══ COLLECTED MATERIAL

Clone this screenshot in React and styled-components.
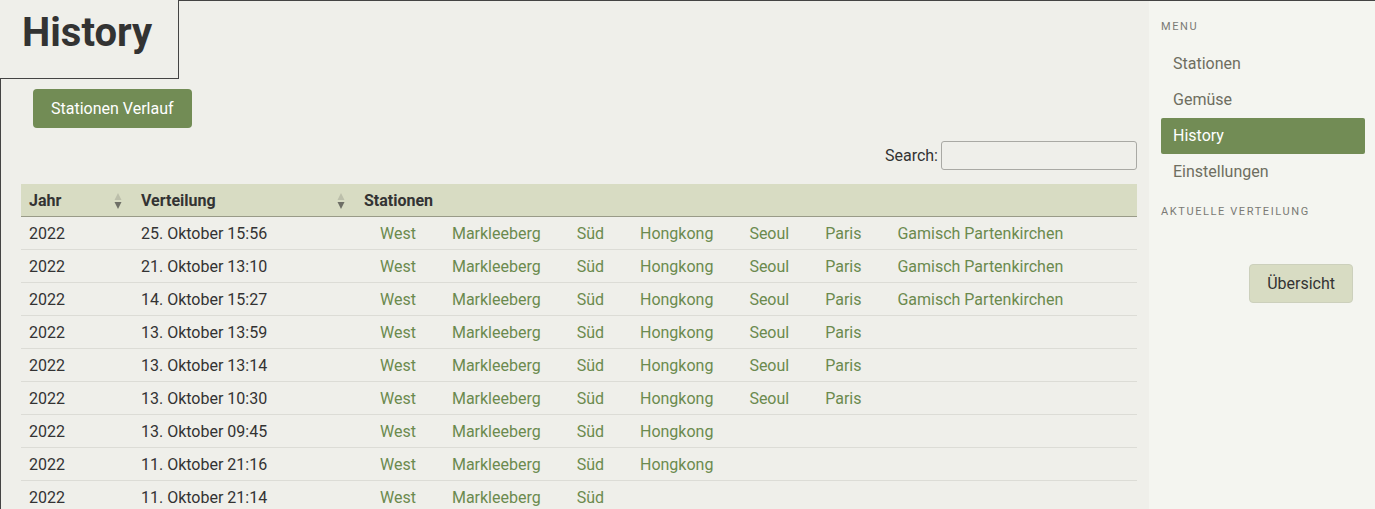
import React from 'react'
import styled, { createGlobalStyle } from 'styled-components'

const GlobalStyle = createGlobalStyle`
  html, body {
    margin: 0;
    padding: 0;
    background: #efefea;
    font-family: Roboto, 'Liberation Sans', sans-serif;
    color: #333;
    overflow: hidden;
  }
`

const rows = [
  { year: 2022, date: '25. Oktober 15:56', stations: ['West', 'Markleeberg', 'Süd', 'Hongkong', 'Seoul', 'Paris', 'Gamisch Partenkirchen'] },
  { year: 2022, date: '21. Oktober 13:10', stations: ['West', 'Markleeberg', 'Süd', 'Hongkong', 'Seoul', 'Paris', 'Gamisch Partenkirchen'] },
  { year: 2022, date: '14. Oktober 15:27', stations: ['West', 'Markleeberg', 'Süd', 'Hongkong', 'Seoul', 'Paris', 'Gamisch Partenkirchen'] },
  { year: 2022, date: '13. Oktober 13:59', stations: ['West', 'Markleeberg', 'Süd', 'Hongkong', 'Seoul', 'Paris'] },
  { year: 2022, date: '13. Oktober 13:14', stations: ['West', 'Markleeberg', 'Süd', 'Hongkong', 'Seoul', 'Paris'] },
  { year: 2022, date: '13. Oktober 10:30', stations: ['West', 'Markleeberg', 'Süd', 'Hongkong', 'Seoul', 'Paris'] },
  { year: 2022, date: '13. Oktober 09:45', stations: ['West', 'Markleeberg', 'Süd', 'Hongkong'] },
  { year: 2022, date: '11. Oktober 21:16', stations: ['West', 'Markleeberg', 'Süd', 'Hongkong'] },
  { year: 2022, date: '11. Oktober 21:14', stations: ['West', 'Markleeberg', 'Süd'] },
]

const menu = ['Stationen', 'Gemüse', 'History', 'Einstellungen']

function SortIcon() {
  return (
    <SortSvg width='8' height='18' viewBox='0 0 8 18'>
      <path d='M4 1 L7.5 8 H0.5 Z' fill='#bcbfab' />
      <path d='M4 17 L7.5 10 H0.5 Z' fill='#6e6f66' />
    </SortSvg>
  )
}

function App() {
  return (
    <Page>
      <GlobalStyle />
      <Main>
        <Header>
          <TitleTab>
            <h1>History</h1>
          </TitleTab>
          <HeaderLine />
        </Header>
        <Content>
          <PrimaryButton>Stationen Verlauf</PrimaryButton>
          <SearchRow>
            <label htmlFor='search'>Search:</label>
            <input id='search' type='search' />
          </SearchRow>
          <Table>
            <colgroup>
              <col style={{ width: 112 }} />
              <col style={{ width: 223 }} />
              <col />
            </colgroup>
            <thead>
              <tr>
                <Th>
                  Jahr
                  <SortIcon />
                </Th>
                <Th>
                  Verteilung
                  <SortIcon />
                </Th>
                <Th>Stationen</Th>
              </tr>
            </thead>
            <tbody>
              {rows.map((row, i) => (
                <tr key={i}>
                  <Td>{row.year}</Td>
                  <Td>{row.date}</Td>
                  <Td>
                    {row.stations.map((s) => (
                      <React.Fragment key={s}>
                        <StationLink href='#'>{s}</StationLink>{' '}
                      </React.Fragment>
                    ))}
                  </Td>
                </tr>
              ))}
            </tbody>
          </Table>
        </Content>
      </Main>
      <Sidebar>
        <SectionTitle>Menu</SectionTitle>
        <MenuList>
          {menu.map((item) => (
            <MenuItem key={item} $active={item === 'History'}>
              {item}
            </MenuItem>
          ))}
        </MenuList>
        <SectionTitle $spaced>Aktuelle Verteilung</SectionTitle>
        <OverviewButton>Übersicht</OverviewButton>
      </Sidebar>
    </Page>
  )
}

const Page = styled.div`
  display: flex;
  height: 509px;
  overflow: hidden;
`

const Main = styled.main`
  flex: 1;
  display: flex;
  flex-direction: column;
  min-width: 0;
`

const Header = styled.div`
  display: flex;
`

const TitleTab = styled.div`
  width: 179px;
  height: 79px;
  box-sizing: border-box;
  border-right: 1px solid #444;
  border-bottom: 1px solid #444;
  padding: 0 22px;

  h1 {
    margin: 0;
    font-size: 40px;
    line-height: 66px;
    font-weight: 700;
    color: #333;
  }
`

const HeaderLine = styled.div`
  flex: 1;
  border-top: 1px solid #444;
`

const Content = styled.section`
  flex: 1;
  border-left: 1px solid #444;
  padding: 10px 12px 0 20px;
`

const PrimaryButton = styled.button`
  margin-left: 12px;
  height: 39px;
  padding: 0 18px;
  background: #728c55;
  color: #fff;
  border: none;
  border-radius: 4px;
  font-family: inherit;
  font-size: 16px;
  cursor: pointer;
`

const SearchRow = styled.div`
  display: flex;
  justify-content: flex-end;
  align-items: center;
  gap: 3px;
  margin-top: 13px;
  font-size: 16px;

  input {
    width: 196px;
    height: 29px;
    box-sizing: border-box;
    border: 1px solid #a9a9a4;
    border-radius: 3px;
    background: #efefea;
    font-family: inherit;
  }
`

const Table = styled.table`
  width: 100%;
  table-layout: fixed;
  margin-top: 14px;
  border-collapse: collapse;
  font-size: 16px;

  thead tr {
    background: #d8dcc3;
    border-bottom: 1px solid #999b88;
  }

  tbody tr {
    border-bottom: 1px solid #dcdcd6;
  }
`

const Th = styled.th`
  position: relative;
  height: 32px;
  padding: 0 8px;
  text-align: left;
  font-weight: 700;
  color: #333;
`

const SortSvg = styled.svg`
  position: absolute;
  right: 11px;
  top: 8px;
`

const Td = styled.td`
  height: 32px;
  padding: 0 8px;
  color: #333;
  white-space: nowrap;
`

const StationLink = styled.a`
  padding: 0 16px;
  color: #6b8a4e;
  text-decoration: none;
`

const Sidebar = styled.aside`
  width: 226px;
  flex-shrink: 0;
  background: #f4f5f0;
  border-top: 1px solid #444;
  padding: 0 10px 0 12px;
  box-sizing: border-box;
  display: flex;
  flex-direction: column;
`

const SectionTitle = styled.div`
  margin-top: ${(p) => (p.$spaced ? '15px' : '19px')};
  font-size: 11px;
  letter-spacing: 1.6px;
  text-transform: uppercase;
  color: #7a7a75;
`

const MenuList = styled.nav`
  display: flex;
  flex-direction: column;
  margin-top: 13px;
`

const MenuItem = styled.a`
  height: 36px;
  line-height: 36px;
  padding: 0 12px;
  font-size: 16px;
  border-radius: 2px;
  color: ${(p) => (p.$active ? '#fff' : '#6e6e60')};
  background: ${(p) => (p.$active ? '#728c55' : 'transparent')};
`

const OverviewButton = styled.button`
  align-self: flex-end;
  margin: 46px 12px 0 0;
  height: 39px;
  padding: 0 17px;
  background: #d8dcc3;
  border: 1px solid #ccd0bc;
  border-radius: 4px;
  font-family: inherit;
  font-size: 16px;
  color: #333;
`

export default App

════

§ **WHAT THE TASK ASKS**
Leave out the pictures and output the rest of the material exactly as written.

§ **REPLY TO THE EXERCISE**
Clone this screenshot in React and styled-components.
import React from 'react'
import styled, { createGlobalStyle } from 'styled-components'

const GlobalStyle = createGlobalStyle`
  html, body {
    margin: 0;
    padding: 0;
    background: #efefea;
    font-family: Roboto, 'Liberation Sans', sans-serif;
    color: #333;
    overflow: hidden;
  }
`

const rows = [
  { year: 2022, date: '25. Oktober 15:56', stations: ['West', 'Markleeberg', 'Süd', 'Hongkong', 'Seoul', 'Paris', 'Gamisch Partenkirchen'] },
  { year: 2022, date: '21. Oktober 13:10', stations: ['West', 'Markleeberg', 'Süd', 'Hongkong', 'Seoul', 'Paris', 'Gamisch Partenkirchen'] },
  { year: 2022, date: '14. Oktober 15:27', stations: ['West', 'Markleeberg', 'Süd', 'Hongkong', 'Seoul', 'Paris', 'Gamisch Partenkirchen'] },
  { year: 2022, date: '13. Oktober 13:59', stations: ['West', 'Markleeberg', 'Süd', 'Hongkong', 'Seoul', 'Paris'] },
  { year: 2022, date: '13. Oktober 13:14', stations: ['West', 'Markleeberg', 'Süd', 'Hongkong', 'Seoul', 'Paris'] },
  { year: 2022, date: '13. Oktober 10:30', stations: ['West', 'Markleeberg', 'Süd', 'Hongkong', 'Seoul', 'Paris'] },
  { year: 2022, date: '13. Oktober 09:45', stations: ['West', 'Markleeberg', 'Süd', 'Hongkong'] },
  { year: 2022, date: '11. Oktober 21:16', stations: ['West', 'Markleeberg', 'Süd', 'Hongkong'] },
  { year: 2022, date: '11. Oktober 21:14', stations: ['West', 'Markleeberg', 'Süd'] },
]

const menu = ['Stationen', 'Gemüse', 'History', 'Einstellungen']

function SortIcon() {
  return (
    <SortSvg width='8' height='18' viewBox='0 0 8 18'>
      <path d='M4 1 L7.5 8 H0.5 Z' fill='#bcbfab' />
      <path d='M4 17 L7.5 10 H0.5 Z' fill='#6e6f66' />
    </SortSvg>
  )
}

function App() {
  return (
    <Page>
      <GlobalStyle />
      <Main>
        <Header>
          <TitleTab>
            <h1>History</h1>
          </TitleTab>
          <HeaderLine />
        </Header>
        <Content>
          <PrimaryButton>Stationen Verlauf</PrimaryButton>
          <SearchRow>
            <label htmlFor='search'>Search:</label>
            <input id='search' type='search' />
          </SearchRow>
          <Table>
            <colgroup>
              <col style={{ width: 112 }} />
              <col style={{ width: 223 }} />
              <col />
            </colgroup>
            <thead>
              <tr>
                <Th>
                  Jahr
                  <SortIcon />
                </Th>
                <Th>
                  Verteilung
                  <SortIcon />
                </Th>
                <Th>Stationen</Th>
              </tr>
            </thead>
            <tbody>
              {rows.map((row, i) => (
                <tr key={i}>
                  <Td>{row.year}</Td>
                  <Td>{row.date}</Td>
                  <Td>
                    {row.stations.map((s) => (
                      <React.Fragment key={s}>
                        <StationLink href='#'>{s}</StationLink>{' '}
                      </React.Fragment>
                    ))}
                  </Td>
                </tr>
              ))}
            </tbody>
          </Table>
        </Content>
      </Main>
      <Sidebar>
        <SectionTitle>Menu</SectionTitle>
        <MenuList>
          {menu.map((item) => (
            <MenuItem key={item} $active={item === 'History'}>
              {item}
            </MenuItem>
          ))}
        </MenuList>
        <SectionTitle $spaced>Aktuelle Verteilung</SectionTitle>
        <OverviewButton>Übersicht</OverviewButton>
      </Sidebar>
    </Page>
  )
}

const Page = styled.div`
  display: flex;
  height: 509px;
  overflow: hidden;
`

const Main = styled.main`
  flex: 1;
  display: flex;
  flex-direction: column;
  min-width: 0;
`

const Header = styled.div`
  display: flex;
`

const TitleTab = styled.div`
  width: 179px;
  height: 79px;
  box-sizing: border-box;
  border-right: 1px solid #444;
  border-bottom: 1px solid #444;
  padding: 0 22px;

  h1 {
    margin: 0;
    font-size: 40px;
    line-height: 66px;
    font-weight: 700;
    color: #333;
  }
`

const HeaderLine = styled.div`
  flex: 1;
  border-top: 1px solid #444;
`

const Content = styled.section`
  flex: 1;
  border-left: 1px solid #444;
  padding: 10px 12px 0 20px;
`

const PrimaryButton = styled.button`
  margin-left: 12px;
  height: 39px;
  padding: 0 18px;
  background: #728c55;
  color: #fff;
  border: none;
  border-radius: 4px;
  font-family: inherit;
  font-size: 16px;
  cursor: pointer;
`

const SearchRow = styled.div`
  display: flex;
  justify-content: flex-end;
  align-items: center;
  gap: 3px;
  margin-top: 13px;
  font-size: 16px;

  input {
    width: 196px;
    height: 29px;
    box-sizing: border-box;
    border: 1px solid #a9a9a4;
    border-radius: 3px;
    background: #efefea;
    font-family: inherit;
  }
`

const Table = styled.table`
  width: 100%;
  table-layout: fixed;
  margin-top: 14px;
  border-collapse: collapse;
  font-size: 16px;

  thead tr {
    background: #d8dcc3;
    border-bottom: 1px solid #999b88;
  }

  tbody tr {
    border-bottom: 1px solid #dcdcd6;
  }
`

const Th = styled.th`
  position: relative;
  height: 32px;
  padding: 0 8px;
  text-align: left;
  font-weight: 700;
  color: #333;
`

const SortSvg = styled.svg`
  position: absolute;
  right: 11px;
  top: 8px;
`

const Td = styled.td`
  height: 32px;
  padding: 0 8px;
  color: #333;
  white-space: nowrap;
`

const StationLink = styled.a`
  padding: 0 16px;
  color: #6b8a4e;
  text-decoration: none;
`

const Sidebar = styled.aside`
  width: 226px;
  flex-shrink: 0;
  background: #f4f5f0;
  border-top: 1px solid #444;
  padding: 0 10px 0 12px;
  box-sizing: border-box;
  display: flex;
  flex-direction: column;
`

const SectionTitle = styled.div`
  margin-top: ${(p) => (p.$spaced ? '15px' : '19px')};
  font-size: 11px;
  letter-spacing: 1.6px;
  text-transform: uppercase;
  color: #7a7a75;
`

const MenuList = styled.nav`
  display: flex;
  flex-direction: column;
  margin-top: 13px;
`

const MenuItem = styled.a`
  height: 36px;
  line-height: 36px;
  padding: 0 12px;
  font-size: 16px;
  border-radius: 2px;
  color: ${(p) => (p.$active ? '#fff' : '#6e6e60')};
  background: ${(p) => (p.$active ? '#728c55' : 'transparent')};
`

const OverviewButton = styled.button`
  align-self: flex-end;
  margin: 46px 12px 0 0;
  height: 39px;
  padding: 0 17px;
  background: #d8dcc3;
  border: 1px solid #ccd0bc;
  border-radius: 4px;
  font-family: inherit;
  font-size: 16px;
  color: #333;
`

export default App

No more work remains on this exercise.